OCR Extractor
Pulls text out of PDFs and images. Multiple AI engines, multiple languages. Live preview for a single file, or batch a whole folder.
What it does
Use this to extract data from scanned invoices, digitise old documents, turn image text into editable text, or make a scanned PDF archive searchable.
Note: This tool is universal (PDFs and images). For PDF-only the pdf_tools/ocr is simpler and faster.
How to use
Three modes:
Single (single-file live preview)
- Drag the file.
- The preview appears on the left.
- Pick language and engine.
- Recognised text updates live on the right.
Batch
- Add multiple files or a folder.
- Pick an Output Format: TXT, JSON, DOCX, or searchable PDF.
- Click Run.
Settings
Saves defaults for engine, language, DPI, confidence threshold.
Supported formats
Input: JPG, PNG, WebP, BMP, TIFF, PDF.
Output: TXT, JSON (structured), DOCX, Searchable PDF.
OCR engines
| Engine | Trait |
|---|---|
| Tesseract (default) | Fast, broad language support. |
| EasyOCR | Better on complex text. Speeds up with a GPU. |
| PaddleOCR | Good for Asian languages. GPU supported. |
Language options
Tesseract uses every installed language pack. Default is English + Turkish (eng, tur). Turkish needs tur.traineddata installed in Tesseract.
DPI options
For PDF rendering: 150, 200, 300, 400, 600. Default 300 is balanced, 600 is high quality but slow.
Examples
Pull data from an invoice: Single mode, drag the invoice image, pick Turkish, copy the text.
Make a scanned archive searchable: Batch mode, add the folder, output Searchable PDF, run.
Handwritten note photos to text: Single mode, EasyOCR, Turkish, gives better results on cursive.
Extract structured JSON: Batch mode, add the form scans, output JSON, run.

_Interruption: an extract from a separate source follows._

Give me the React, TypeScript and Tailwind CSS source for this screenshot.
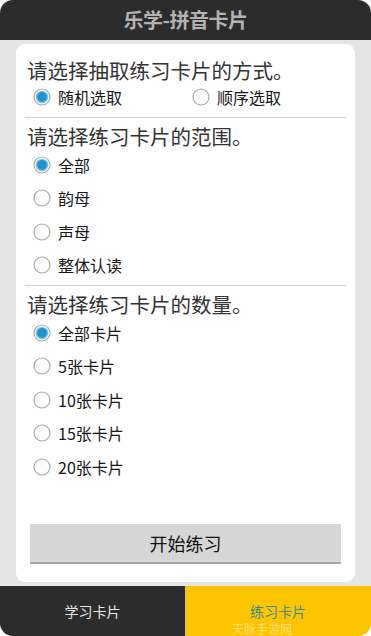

For programmatic use.
Watch out
- Tesseract must be installed on the system.
- EasyOCR and PaddleOCR need their Python packages installed.
- Turkish needs an extra language pack.
- If the PDF already has a text layer, OCR is overkill, extract the text directly.
- Very low-resolution images hurt accuracy.
- Handwriting is limited, typewritten/digital text is the sweet spot.
License
This tool is Ultimate only. Disabled in the Free and Office plans.